Sweeping new executive hires at PayPal Holdings Inc., announced Wednesday, will help cement the 25-year-old payments company’s ambitious new direction under recently appointed chief executive Alex Chriss, observers say.
“This is PayPal flexing who they are now. They want to be recognized by the world as an equal to Visa and Mastercard,” says Cliff Gray, a senior associate at the payments advisory TSG.
Chriss, who arrived from Intuit Inc. to take over the CEO role from Dan Schulman late in September, left no doubt in his first quarterly earnings call that operations and strategy at the company will not be business as usual. “We are future-proofing this business,” he noted during the Nov. 1 conference call with equity analysts. “We are playing to win.”

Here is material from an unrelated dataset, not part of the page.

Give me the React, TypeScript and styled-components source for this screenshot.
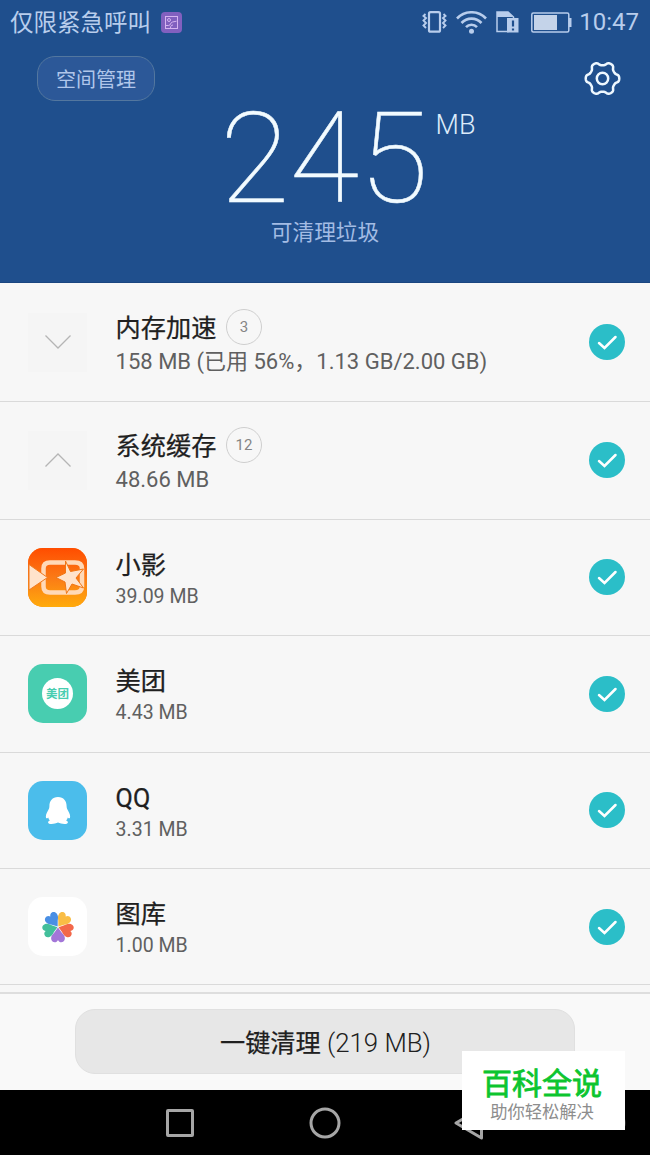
import React from 'react';
import styled, { createGlobalStyle } from 'styled-components';

const GlobalStyle = createGlobalStyle`
  * { box-sizing: border-box; }
  body { margin: 0; background: #f7f7f7; font-family: Roboto, "Noto Sans CJK SC", sans-serif; }
  svg { display: block; flex: none; }
`;

const Screen = styled.div`
  position: relative;
  width: 650px;
  height: 1155px;
  overflow: hidden;
  display: flex;
  flex-direction: column;
`;

const Header = styled.header`
  height: 283px;
  flex: none;
  background: #1f4f8d;
  border-bottom: 1px solid #1b4680;
`;

const StatusBar = styled.div`
  height: 44px;
  padding: 0 11px 0 10px;
  display: flex;
  align-items: center;
  color: #b8cdec;
`;

const Carrier = styled.span`
  font-size: 23.5px;
  line-height: 42px;
  padding-top: 2px;
  margin-right: 10px;
`;

const StatusIcons = styled.div`
  display: flex;
  align-items: center;
  margin-left: auto;
  gap: 9px;
`;

const Clock = styled.span`
  font-size: 24px;
  line-height: 46px;
  margin-left: -2px;
`;

const Toolbar = styled.div`
  display: flex;
  justify-content: space-between;
  padding: 12px 29px 0 37px;
`;

const Pill = styled.button`
  width: 118px;
  height: 45px;
  padding: 4px 0 0;
  border: 1px solid #53779f;
  border-radius: 18px;
  background: #2c5898;
  color: #b0c6ea;
  font: 400 20px/39px Roboto, "Noto Sans CJK SC", sans-serif;
`;

const Amount = styled.div`
  display: flex;
  margin: 11px 0 0 220px;
  height: 90px;
  color: #f2fbff;
`;

const AmountValue = styled.span`
  font-size: 127px;
  line-height: 93px;
  font-weight: 100;
  -webkit-text-stroke: 0.5px #f2fbff;
`;

const AmountUnit = styled.span`
  font-size: 27px;
  line-height: 26px;
  font-weight: 300;
  color: #dcebfa;
  margin-left: 7px;
`;

const Caption = styled.div`
  margin-top: 15px;
  text-align: center;
  font-size: 21.7px;
  line-height: 32px;
  color: #a3bce4;
`;

const List = styled.main`
  flex: 1;
  background: #f7f7f7;
`;

const Row = styled.section<{ $height: number }>`
  height: ${(p) => p.$height}px;
  border-bottom: 1px solid #dadada;
  display: flex;
  align-items: center;
  padding: 0 25.5px 0 28px;
`;

const Tile = styled.div<{ $bg: string; $flat?: boolean }>`
  width: 59px;
  height: 59px;
  border-radius: ${(p) => (p.$flat ? 0 : 15)}px;
  background: ${(p) => p.$bg};
  display: flex;
  align-items: center;
  justify-content: center;
  overflow: hidden;
`;

const Texts = styled.div<{ $group?: boolean }>`
  flex: 1;
  margin-left: 28.6px;
  padding-top: ${(p) => (p.$group ? 3.5 : 7.4)}px;
`;

const TitleLine = styled.div<{ $group?: boolean }>`
  display: flex;
  align-items: center;
  height: ${(p) => (p.$group ? 36 : 32)}px;
`;

const Title = styled.span`
  font-size: 25.2px;
  line-height: 32px;
  color: #202020;
  -webkit-text-stroke: 0.25px #202020;
`;

const Count = styled.span`
  width: 36px;
  height: 36px;
  margin: -3px 0 1px 9.6px;
  border: 1px solid #cfcfcf;
  border-radius: 50%;
  text-align: center;
  font-size: 15px;
  line-height: 35px;
  color: #858585;
`;

const Size = styled.div<{ $group?: boolean }>`
  font-size: ${(p) => (p.$group ? 22 : 19.5)}px;
  line-height: 30px;
  color: #606060;
`;

const Check = styled.div`
  width: 36px;
  height: 36px;
  border-radius: 50%;
  background: #2bbec8;
`;

const MeituanDisc = styled.div`
  width: 31px;
  height: 31px;
  border-radius: 50%;
  background: #fff;
  color: #48cdb0;
  font-size: 11.5px;
  font-weight: 700;
  line-height: 33px;
  text-align: center;
  white-space: nowrap;
`;

const Footer = styled.footer`
  height: 98px;
  flex: none;
  border-top: 2px solid #dedede;
  background: #f9f9f9;
  padding-top: 15px;
`;

const CleanButton = styled.button`
  display: block;
  width: 500px;
  height: 65px;
  margin: 0 auto;
  padding: 3px 0 0 1px;
  border: 1px solid #e0e0e0;
  border-radius: 20px;
  background: #e7e7e7;
  color: #202020;
  font: 300 25.8px/60px Roboto, "Noto Sans CJK SC", sans-serif;
`;

const CleanLabel = styled.span`
  font-size: 25.2px;
  font-weight: 400;
  -webkit-text-stroke: 0.25px #202020;
`;

const NavBar = styled.nav`
  height: 65px;
  flex: none;
  background: #000;
  padding-left: 108px;
  display: grid;
  grid-template-columns: repeat(4, 144.5px);
  align-items: center;
  justify-items: center;
`;

const Stamp = styled.aside`
  position: absolute;
  left: 462px;
  top: 1051px;
  width: 163px;
  height: 79px;
  background: #fff;
  text-align: center;
  padding: 14px 3px 0 0;
`;

const StampTitle = styled.div`
  font-size: 30px;
  line-height: 37px;
  color: #0cc52f;
  -webkit-text-stroke: 0.8px #0cc52f;
`;

const StampText = styled.div`
  font-size: 17.3px;
  line-height: 20px;
  color: #8d8d8d;
`;

const VibrateIcon = () => (
  <svg width="25" height="22" viewBox="0 0 25 22" fill="none" stroke="currentColor">
    <rect x="7" y="1.200" width="11" height="19.500" rx="1.500" strokeWidth="2.200" />
    <path d="M3.500 3l-2 2 2.500 2-2.500 2.500 2.500 2.500-2.500 2.500 2.500 2.500M21.500 3l2 2-2.500 2 2.500 2.500-2.500 2.500 2.500 2.500-2.500 2.500" strokeWidth="1.900" />
  </svg>
);

const WifiIcon = () => (
  <svg width="31" height="23" viewBox="0 0 31 23" fill="none" stroke="currentColor" strokeWidth="2.600">
    <path d="M1 7.500C9-.8 22-.8 30 7.500M5.500 12C11 6.200 20 6.200 25.500 12M10 16.200c3-3.200 8-3.200 11 0" />
    <circle cx="15.500" cy="20.300" r="2.500" fill="currentColor" stroke="none" />
  </svg>
);

const SimAlertIcon = () => (
  <svg width="23" height="22" viewBox="0 0 23 22">
    <path d="M1 2v18.500h11V8h5.500V6L12 1H1z" fill="none" stroke="currentColor" strokeWidth="1.500" />
    <path d="M1 1h11l5 5H1z" fill="currentColor" />
    <rect x="11" y="7" width="11.500" height="14.500" fill="currentColor" />
    <path d="M17 9.500v6M17 17.500v2" stroke="#1f4f8d" strokeWidth="2.200" />
  </svg>
);

const BatteryIcon = () => (
  <svg width="44" height="21" viewBox="-3 0 44 21">
    <rect x=".8" y="1" width="37" height="19" rx="1.500" fill="none" stroke="currentColor" strokeWidth="1.500" />
    <path d="M38 6h2.500v9H38z" fill="currentColor" />
    <rect x="3" y="3" width="23" height="15" fill="#c4d3e9" />
  </svg>
);

const PictureBadge = () => (
  <svg width="21" height="21" viewBox="0 0 21 21" fill="none" stroke="#d5b4f0" strokeWidth="1">
    <rect width="21" height="21" rx="4" fill="#8160bf" stroke="none" />
    <rect x="4.500" y="4.500" width="12" height="12" />
    <circle cx="8" cy="8" r="1.500" />
    <path d="M5 13.500h2.500c2.500 0 1.500-3 4-3.500l4-.8M9.500 16c0-1.800.8-3 2.500-3" />
  </svg>
);

const gearPath =
  Array.from({ length: 120 }, (_, i) => {
    const a = (i / 120) * Math.PI * 2;
    const r = 15 + 1.75 * (Math.tanh(1.6 * Math.cos(6 * a)) / Math.tanh(1.6));
    return `${i ? 'L' : 'M'}${(r * Math.cos(a)).toFixed(2)} ${(r * Math.sin(a)).toFixed(2)}`;
  }).join('') + 'Z';

const GearIcon = () => (
  <svg width="37" height="45" viewBox="-18.5 -22.5 37 45" fill="none" stroke="#eef8ff" strokeWidth="2.500">
    <path d={gearPath} strokeLinejoin="round" />
    <circle r="5.700" />
  </svg>
);

const Chevron = ({ up }: { up?: boolean }) => (
  <svg width="26" height="14" viewBox="0 0 26 14" fill="none" stroke="#b5b5b5" strokeWidth="1.300">
    <path d={up ? 'M.5 13.500L13 1l12.500 12.500' : 'M.5.5L13 13 25.500.5'} />
  </svg>
);

const VideoIcon = () => (
  <svg width="59" height="59" viewBox="0 0 59 59">
    <defs>
      <linearGradient id="sunset" x1="0" y1="0" x2="0" y2="1">
        <stop offset="0" stopColor="#ff4d00" />
        <stop offset=".5" stopColor="#fb7a16" />
        <stop offset="1" stopColor="#ffab0c" />
      </linearGradient>
    </defs>
    <rect width="59" height="59" fill="url(#sunset)" />
    <path d="M22 14.500h25c5 0 7 2 7 6v18c0 4-2 6-7 6H22c-4.500 0-6.500-2-6.500-6v-18c0-4 2-6 6.500-6z" fill="none" stroke="#ffd9b8" strokeWidth="4.500" />
    <path d="M1 16.500L19.500 29.500 1 42z" fill="#ffe3cb" stroke="#f07a20" strokeWidth="1" />
    <path d="M37.500 13l5 10.500L55.500 21l-7.500 9 7.500 10-11.500-4-5.500 9.500-1.500-11.500-9-4.500 9.500-4.500z" fill="#ffe3cb" stroke="#ef7615" strokeWidth="1" strokeLinejoin="round" />
  </svg>
);

const PenguinIcon = () => (
  <svg width="26" height="29" viewBox="0 0 26 29" fill="#fff">
    <path d="M13 1C7.300 1 4.400 5 4.400 10c0 2-.5 3-1.500 4.700C1.300 17.300.5 20 1 21.800c.5 1 1.500.4 2.200-.4.300 1.200.9 2.200 1.700 3-3 1.200-2.200 3.600 1.600 3.600 2.700 0 4.500-.5 6.500-1.400 2 .9 3.800 1.400 6.500 1.400 3.800 0 4.600-2.400 1.600-3.600.8-.8 1.400-1.800 1.700-3 .7.800 1.700 1.400 2.200.4.500-1.800-.3-4.500-1.900-7.100-1-1.700-1.500-2.700-1.500-4.700 0-5-2.900-9-8.600-9z" />
  </svg>
);

const petals: [string, number][] = [
  ['#f3684a', 108],
  ['#a376d8', 180],
  ['#43bf9b', 252],
  ['#4a8fe4', 324],
  ['#f9bd45', 36],
];

const GalleryIcon = () => (
  <svg width="34" height="34" viewBox="-17 -17 34 34">
    {petals.map(([color, angle]) => (
      <path
        key={color}
        d="M0-.6L-3.600-5.400C-5-7-6.900-8.500-6.900-11.200c0-4.500 5.300-5.600 6.900-1.800 1.600-3.800 6.900-2.700 6.900 1.800C6.900-8.500 5-7 3.600-5.400z"
        fill={color}
        transform={`rotate(${angle})`}
      />
    ))}
  </svg>
);

const CheckMark = () => (
  <Check>
    <svg width="36" height="36" viewBox="0 0 36 36" fill="none" stroke="#fff" strokeWidth="2.500" strokeLinecap="round">
      <path d="M10 19l5.500 5L26.500 13" />
    </svg>
  </Check>
);

interface Entry {
  title: string;
  size: string;
  height: number;
  bg: string;
  icon: React.ReactNode;
  count?: number;
}

const entries: Entry[] = [
  { title: '内存加速', size: '158 MB (已用 56%，1.13 GB/2.00 GB)', height: 119, bg: '#f5f5f5', icon: <Chevron />, count: 3 },
  { title: '系统缓存', size: '48.66 MB', height: 117.5, bg: '#f5f5f5', icon: <Chevron up />, count: 12 },
  { title: '小影', size: '39.09 MB', height: 116.5, bg: '#fb7a16', icon: <VideoIcon /> },
  { title: '美团', size: '4.43 MB', height: 116.5, bg: '#48cdb0', icon: <MeituanDisc>美团</MeituanDisc> },
  { title: 'QQ', size: '3.31 MB', height: 116.5, bg: '#4bbdeb', icon: <PenguinIcon /> },
  { title: '图库', size: '1.00 MB', height: 116, bg: '#ffffff', icon: <GalleryIcon /> },
];

export default function App() {
  return (
    <Screen>
      <GlobalStyle />
      <Header>
        <StatusBar>
          <Carrier>仅限紧急呼叫</Carrier>
          <PictureBadge />
          <StatusIcons>
            <VibrateIcon />
            <WifiIcon />
            <SimAlertIcon />
            <BatteryIcon />
            <Clock>10:47</Clock>
          </StatusIcons>
        </StatusBar>
        <Toolbar>
          <Pill>空间管理</Pill>
          <GearIcon />
        </Toolbar>
        <Amount>
          <AmountValue>245</AmountValue>
          <AmountUnit>MB</AmountUnit>
        </Amount>
        <Caption>可清理垃圾</Caption>
      </Header>
      <List>
        {entries.map((e) => {
          const group = e.count !== undefined;
          return (
            <Row key={e.title} $height={e.height}>
              <Tile $bg={e.bg} $flat={group}>{e.icon}</Tile>
              <Texts $group={group}>
                <TitleLine $group={group}>
                  <Title>{e.title}</Title>
                  {group && <Count>{e.count}</Count>}
                </TitleLine>
                <Size $group={group}>{e.size}</Size>
              </Texts>
              <CheckMark />
            </Row>
          );
        })}
      </List>
      <Footer>
        <CleanButton>
          <CleanLabel>一键清理</CleanLabel> (219 MB)
        </CleanButton>
      </Footer>
      <NavBar>
        <svg width="30" height="30" fill="none" stroke="#a6a6a6" strokeWidth="3">
          <rect x="2.500" y="2.500" width="25" height="25" rx=".5" />
        </svg>
        <svg width="32" height="32" fill="none" stroke="#a6a6a6" strokeWidth="3">
          <circle cx="16" cy="16" r="14" />
        </svg>
        <svg width="30" height="36" fill="none" stroke="#a6a6a6" strokeWidth="3" strokeLinejoin="round">
          <path d="M2 18L27.500 3v30z" />
        </svg>
        <svg width="24" height="14" fill="none" stroke="#333" strokeWidth="1.500">
          <rect x="1" y="1" width="22" height="12" rx="5" />
        </svg>
      </NavBar>
      <Stamp>
        <StampTitle>百科全说</StampTitle>
        <StampText>助你轻松解决</StampText>
      </Stamp>
    </Screen>
  );
}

The new hires represent some of the first moves in PayPal’s new direction. To bolster the company’s position with small firms, Michelle Gill is taking over immediately as executive vice president of a newly formed unit, the small business and financial services group. Gill, like Chriss, arrives from Intuit, where she was responsible for the QuickBooks Money Platform.
Diego Scotti has been appointed an executive vice president for another newly organized unit, the consumer group and global marketing and communications organization. Scotti, who comes from the telecommunications giant Verizon, will take up his new duties Dec. 4. PayPal also appointed Frank Keller, a longtime employee, senior vice president and general manager of the large enterprise and merchant platform group. Isabel Cruz is coming from Walmart to assume the duties of chief people officer.
Chriss, who stressed the importance of growth in that earnings call, said in a statement Wednesday the new corporate units, as well as their new leadership, will “position us to drive meaningful growth for the company.”
Observers like Gray see PayPal under Chriss driving for growth that could position the company to challenge the world’s largest payments networks and processors. The new hires, says Gray, could help support that strategy, particularly in view of Chriss’s apparent ambitions and his work record. “That was his history at Intuit—he brings that assertiveness and he brings innovation,” Gray says.
Indeed, observers like Gray say PayPal under its new leadership could ultimately seek to challenge the dominance of the major card networks at the point of sale. The company started out in 1998 as a peer-to-peer payments utility but under Schulman made strides in mobile payments at physical stores, creating a foundation for such a challenge, Gray says. Schulman came from American Express in 2014 and took over the following year after PayPal was spun off as an independent company by eBay Inc.
Now, observers like Gray see an opportunity under Chriss to build on that heritage in processing at the point of sale. PayPal a decade ago acquired Braintree, a processor that has undergirded the company’s move in that direction. The market, Gray adds, may be ready for a challenge to the two dominant card networks. “The natives are restless about Visa and Mastercard,” he notes, referring to ongoing merchant efforts to contain their card-acceptance costs. But PayPal under Chriss and its new leadership team will have their work cut out for them if they penetrate that market more fully. “If I want to use my PayPal account or Venmo [at physical stores], there’s a huge amount of infrastructure that has to go into it,” he says.
PayPal acquired the Venmo p-to-p app in 2013.